— Exercise requirements —
Where a line holds "with", copy it.
^^^^^^^^
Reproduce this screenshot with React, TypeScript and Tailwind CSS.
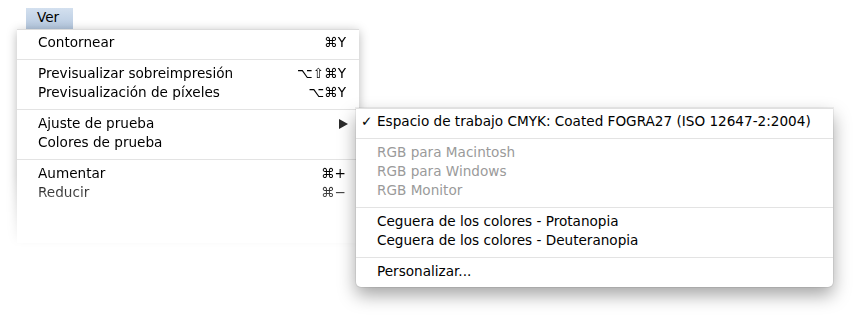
type Item = { label?: string; key?: string; sep?: boolean; disabled?: boolean; check?: boolean; arrow?: boolean };

const MAIN: Item[] = [
  { label: "Contornear", key: "⌘Y" },
  { sep: true },
  { label: "Previsualizar sobreimpresión", key: "⌥⇧⌘Y" },
  { label: "Previsualización de píxeles", key: "⌥⌘Y" },
  { sep: true },
  { label: "Ajuste de prueba", arrow: true },
  { label: "Colores de prueba" },
  { sep: true },
  { label: "Aumentar", key: "⌘+" },
  { label: "Reducir", key: "⌘−" },
];

const SUB: Item[] = [
  { label: "Espacio de trabajo CMYK: Coated FOGRA27 (ISO 12647-2:2004)", check: true },
  { sep: true },
  { label: "RGB para Macintosh", disabled: true },
  { label: "RGB para Windows", disabled: true },
  { label: "RGB Monitor", disabled: true },
  { sep: true },
  { label: "Ceguera de los colores - Protanopia" },
  { label: "Ceguera de los colores - Deuteranopia" },
  { sep: true },
  { label: "Personalizar..." },
];

function Row({ item }: { item: Item }) {
  if (item.sep) {
    return (
      <div className="flex h-[12px] items-center">
        <div className="h-px w-full bg-[#e3e3e3]" />
      </div>
    );
  }
  return (
    <div className={`flex h-[19px] items-center pb-[2px] pl-[21px] pr-[13px] ${item.disabled ? "text-[#9a9a9a]" : "text-black"}`}>
      <span className="relative flex-1 whitespace-nowrap">
        {item.check && <span className="absolute left-[-16px] top-0">✓</span>}
        {item.label}
      </span>
      {item.key && <span className="whitespace-nowrap">{item.key}</span>}
      {item.arrow && (
        <svg width="9" height="10" viewBox="0 0 9 10" className="mr-[-2px]">
          <path d="M0 0 L9 5 L0 10 Z" fill="#2a2a2a" />
        </svg>
      )}
    </div>
  );
}

export default function App() {
  return (
    <div
      className="relative h-[319px] w-[857px] overflow-hidden bg-white text-[13.6px] leading-none"
      style={{ fontFamily: '"DejaVu Sans", "Liberation Sans", sans-serif' }}
    >
      <div className="ml-[26px] mt-[8px] flex h-[21px] w-[47px] items-center bg-gradient-to-b from-[#d3e0ef] to-[#b5c8df] pb-[1px] pl-[11px] text-black">
        Ver
      </div>

      <div className="ml-[5px] mt-[-10px] w-[366px] px-[12px] pt-[10px] pb-[20px] [mask-image:linear-gradient(to_bottom,black_64%,transparent_94%)]">
        <div className="border-t border-[#dcdcdc] bg-white pt-[4px] pb-[40px] shadow-[0_2px_10px_rgba(0,0,0,0.28)]">
          {MAIN.map((item, i) => (
            <Row key={i} item={item} />
          ))}
        </div>
      </div>

      <div className="absolute left-[356px] top-[108px] w-[477px] rounded-b-[5px] border-t border-[#e0e0e0] bg-white pt-[4px] pb-[5px] shadow-[0_8px_18px_rgba(0,0,0,0.36),0_0_0_1px_rgba(0,0,0,0.06)]">
        {SUB.map((item, i) => (
          <Row key={i} item={item} />
        ))}
      </div>
    </div>
  );
}
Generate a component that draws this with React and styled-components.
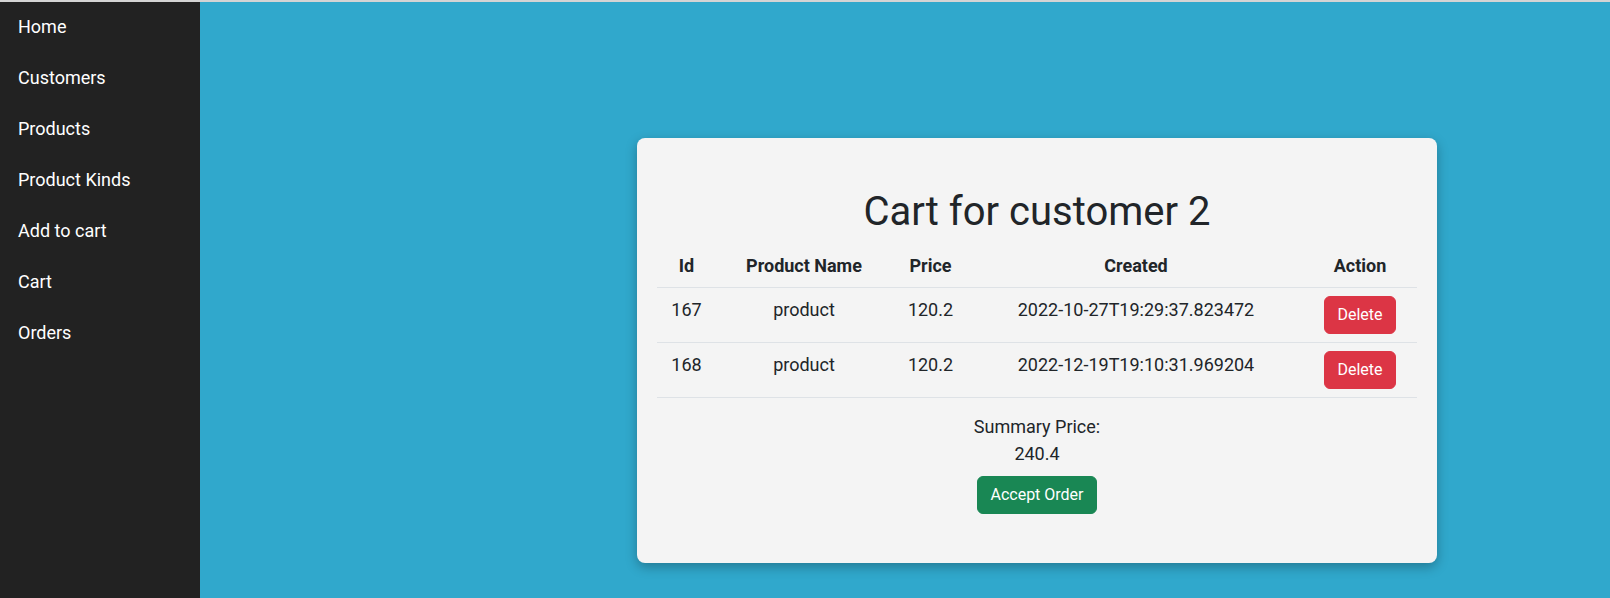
^^^^^^^^
— Solution for this task —
Reproduce this screenshot with React, TypeScript and Tailwind CSS.
Generate a component that draws this with React and styled-components.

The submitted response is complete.